(Dataset excerpt)
===

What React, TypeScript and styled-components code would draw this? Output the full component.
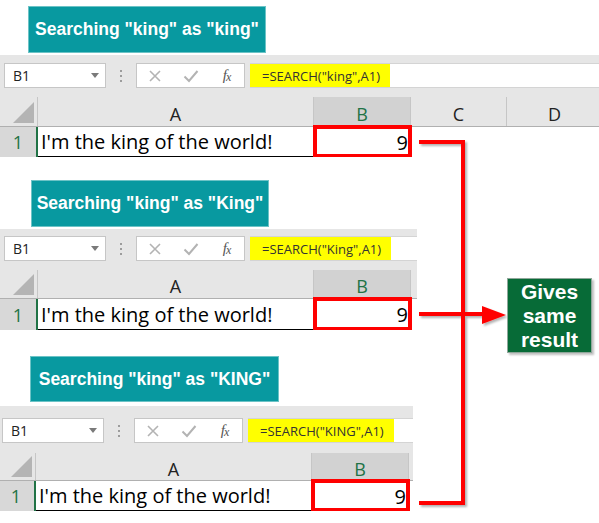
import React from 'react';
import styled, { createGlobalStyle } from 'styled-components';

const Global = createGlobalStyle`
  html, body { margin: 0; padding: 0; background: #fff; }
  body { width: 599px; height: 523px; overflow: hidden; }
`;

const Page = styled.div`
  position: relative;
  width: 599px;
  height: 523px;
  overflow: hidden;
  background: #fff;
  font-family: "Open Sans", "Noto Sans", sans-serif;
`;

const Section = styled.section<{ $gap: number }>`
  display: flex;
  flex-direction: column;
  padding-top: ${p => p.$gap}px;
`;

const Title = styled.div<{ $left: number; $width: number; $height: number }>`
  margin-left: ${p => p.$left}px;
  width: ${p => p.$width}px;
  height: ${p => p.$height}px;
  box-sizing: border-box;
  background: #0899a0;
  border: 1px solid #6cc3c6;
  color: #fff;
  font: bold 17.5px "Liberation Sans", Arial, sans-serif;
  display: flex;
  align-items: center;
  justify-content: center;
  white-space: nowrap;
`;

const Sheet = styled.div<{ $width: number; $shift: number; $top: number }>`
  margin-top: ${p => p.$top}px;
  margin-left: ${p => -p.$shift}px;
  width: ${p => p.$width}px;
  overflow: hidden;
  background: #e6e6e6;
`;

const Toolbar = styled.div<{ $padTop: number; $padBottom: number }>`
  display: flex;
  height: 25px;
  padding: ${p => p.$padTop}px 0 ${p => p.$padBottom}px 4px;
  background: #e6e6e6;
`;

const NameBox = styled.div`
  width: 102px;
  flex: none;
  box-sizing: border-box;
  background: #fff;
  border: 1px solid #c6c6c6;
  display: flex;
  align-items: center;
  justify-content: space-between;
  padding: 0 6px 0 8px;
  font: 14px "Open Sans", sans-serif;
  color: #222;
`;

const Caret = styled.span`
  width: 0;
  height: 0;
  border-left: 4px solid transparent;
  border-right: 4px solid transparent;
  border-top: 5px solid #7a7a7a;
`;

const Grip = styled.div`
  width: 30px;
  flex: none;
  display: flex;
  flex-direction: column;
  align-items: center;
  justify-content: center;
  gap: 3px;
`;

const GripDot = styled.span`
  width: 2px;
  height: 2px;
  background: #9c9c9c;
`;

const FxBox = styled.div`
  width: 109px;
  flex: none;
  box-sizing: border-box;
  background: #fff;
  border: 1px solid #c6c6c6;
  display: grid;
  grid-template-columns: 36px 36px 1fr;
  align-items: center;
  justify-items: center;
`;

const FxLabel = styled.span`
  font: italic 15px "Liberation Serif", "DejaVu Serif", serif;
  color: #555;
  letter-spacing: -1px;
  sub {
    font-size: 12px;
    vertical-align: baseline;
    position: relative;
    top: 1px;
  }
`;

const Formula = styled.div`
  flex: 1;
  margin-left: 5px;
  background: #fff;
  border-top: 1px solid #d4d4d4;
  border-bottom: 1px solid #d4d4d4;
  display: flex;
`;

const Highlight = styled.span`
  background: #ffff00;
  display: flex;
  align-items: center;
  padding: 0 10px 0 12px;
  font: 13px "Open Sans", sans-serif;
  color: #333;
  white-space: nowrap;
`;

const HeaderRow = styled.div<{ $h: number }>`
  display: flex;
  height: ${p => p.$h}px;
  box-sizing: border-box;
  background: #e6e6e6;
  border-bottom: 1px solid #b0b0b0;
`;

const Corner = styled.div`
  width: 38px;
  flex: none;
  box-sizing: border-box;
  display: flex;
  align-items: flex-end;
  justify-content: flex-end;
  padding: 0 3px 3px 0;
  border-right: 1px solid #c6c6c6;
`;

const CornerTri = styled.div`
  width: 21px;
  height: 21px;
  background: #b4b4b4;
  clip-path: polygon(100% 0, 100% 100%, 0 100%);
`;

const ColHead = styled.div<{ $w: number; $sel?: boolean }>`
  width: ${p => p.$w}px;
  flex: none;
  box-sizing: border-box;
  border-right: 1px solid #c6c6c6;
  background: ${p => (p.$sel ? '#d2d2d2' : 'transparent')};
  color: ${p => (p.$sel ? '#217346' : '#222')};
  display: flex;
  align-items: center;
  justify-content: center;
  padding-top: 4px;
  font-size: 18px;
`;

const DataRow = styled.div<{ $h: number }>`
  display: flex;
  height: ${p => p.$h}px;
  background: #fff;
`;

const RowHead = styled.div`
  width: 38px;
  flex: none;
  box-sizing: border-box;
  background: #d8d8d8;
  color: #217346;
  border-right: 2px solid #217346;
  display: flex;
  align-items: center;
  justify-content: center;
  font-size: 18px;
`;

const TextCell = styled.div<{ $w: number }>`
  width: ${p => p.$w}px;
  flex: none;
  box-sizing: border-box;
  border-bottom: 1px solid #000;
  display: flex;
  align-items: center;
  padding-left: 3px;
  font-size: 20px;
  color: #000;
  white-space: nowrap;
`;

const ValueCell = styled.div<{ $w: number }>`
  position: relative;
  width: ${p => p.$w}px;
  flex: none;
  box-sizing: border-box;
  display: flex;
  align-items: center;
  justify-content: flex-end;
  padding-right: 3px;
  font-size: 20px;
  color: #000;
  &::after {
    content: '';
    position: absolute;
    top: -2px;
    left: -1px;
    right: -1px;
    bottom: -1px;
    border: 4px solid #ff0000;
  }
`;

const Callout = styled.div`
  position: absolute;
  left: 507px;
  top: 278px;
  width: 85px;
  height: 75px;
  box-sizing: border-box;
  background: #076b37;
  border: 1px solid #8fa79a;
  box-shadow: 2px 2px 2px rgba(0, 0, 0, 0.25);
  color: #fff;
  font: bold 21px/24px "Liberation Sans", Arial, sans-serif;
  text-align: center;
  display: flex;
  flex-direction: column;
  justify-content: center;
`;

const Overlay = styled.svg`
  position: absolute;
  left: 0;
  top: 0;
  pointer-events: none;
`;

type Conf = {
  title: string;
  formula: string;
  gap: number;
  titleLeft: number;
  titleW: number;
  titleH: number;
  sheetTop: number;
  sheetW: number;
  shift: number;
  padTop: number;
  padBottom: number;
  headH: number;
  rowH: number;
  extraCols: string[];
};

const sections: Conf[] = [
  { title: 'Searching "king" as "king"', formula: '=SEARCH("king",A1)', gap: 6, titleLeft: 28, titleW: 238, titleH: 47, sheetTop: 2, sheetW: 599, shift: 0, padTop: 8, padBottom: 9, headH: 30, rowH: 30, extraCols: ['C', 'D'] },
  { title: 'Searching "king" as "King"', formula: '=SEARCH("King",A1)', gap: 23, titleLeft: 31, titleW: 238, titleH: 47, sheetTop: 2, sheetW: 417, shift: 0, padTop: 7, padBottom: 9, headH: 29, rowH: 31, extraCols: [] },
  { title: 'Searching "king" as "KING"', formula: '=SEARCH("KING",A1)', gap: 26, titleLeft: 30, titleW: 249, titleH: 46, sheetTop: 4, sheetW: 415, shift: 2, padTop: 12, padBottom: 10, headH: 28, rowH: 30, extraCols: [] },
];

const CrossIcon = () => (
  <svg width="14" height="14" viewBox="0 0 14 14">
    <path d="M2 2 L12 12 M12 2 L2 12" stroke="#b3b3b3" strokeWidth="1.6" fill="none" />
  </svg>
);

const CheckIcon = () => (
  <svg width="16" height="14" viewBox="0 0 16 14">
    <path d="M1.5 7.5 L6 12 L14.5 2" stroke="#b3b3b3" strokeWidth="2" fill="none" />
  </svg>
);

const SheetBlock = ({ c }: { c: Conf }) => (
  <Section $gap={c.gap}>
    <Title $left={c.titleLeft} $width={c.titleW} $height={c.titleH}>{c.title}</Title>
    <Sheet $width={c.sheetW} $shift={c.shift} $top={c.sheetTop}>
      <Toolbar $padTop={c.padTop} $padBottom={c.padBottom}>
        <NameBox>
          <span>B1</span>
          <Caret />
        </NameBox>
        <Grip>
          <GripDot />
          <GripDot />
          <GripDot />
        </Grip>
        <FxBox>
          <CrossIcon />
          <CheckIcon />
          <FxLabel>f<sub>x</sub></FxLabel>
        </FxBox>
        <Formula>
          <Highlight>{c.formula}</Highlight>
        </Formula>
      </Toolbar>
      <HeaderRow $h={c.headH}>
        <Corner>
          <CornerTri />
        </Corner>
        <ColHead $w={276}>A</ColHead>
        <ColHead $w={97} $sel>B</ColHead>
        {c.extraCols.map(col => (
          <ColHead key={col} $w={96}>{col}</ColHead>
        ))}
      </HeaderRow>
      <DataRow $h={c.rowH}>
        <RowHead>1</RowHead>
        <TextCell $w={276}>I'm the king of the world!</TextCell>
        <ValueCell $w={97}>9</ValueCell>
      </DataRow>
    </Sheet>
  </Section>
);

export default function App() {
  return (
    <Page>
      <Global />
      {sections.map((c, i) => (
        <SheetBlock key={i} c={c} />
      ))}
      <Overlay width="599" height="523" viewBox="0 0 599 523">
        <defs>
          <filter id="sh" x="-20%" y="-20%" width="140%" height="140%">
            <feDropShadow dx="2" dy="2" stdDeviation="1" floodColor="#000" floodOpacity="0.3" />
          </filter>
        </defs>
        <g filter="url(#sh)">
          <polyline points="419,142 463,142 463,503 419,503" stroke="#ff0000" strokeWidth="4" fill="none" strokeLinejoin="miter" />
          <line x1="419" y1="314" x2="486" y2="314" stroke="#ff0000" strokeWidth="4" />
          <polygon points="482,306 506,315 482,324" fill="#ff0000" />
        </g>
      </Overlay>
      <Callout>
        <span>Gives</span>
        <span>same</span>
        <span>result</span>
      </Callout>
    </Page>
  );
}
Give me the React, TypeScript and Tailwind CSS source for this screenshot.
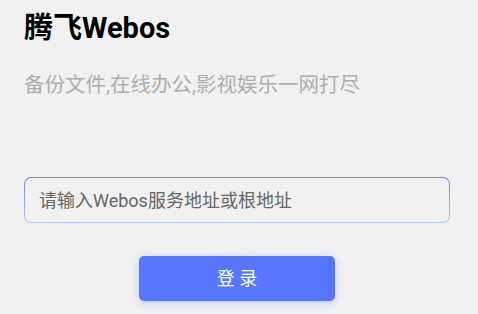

===

- **Aim**: Among the lines of the data, identify those with the word "components". Copy each of them.

- **Solution to the exercise**:
What React, TypeScript and styled-components code would draw this? Output the full component.
import styled, { createGlobalStyle } from 'styled-components';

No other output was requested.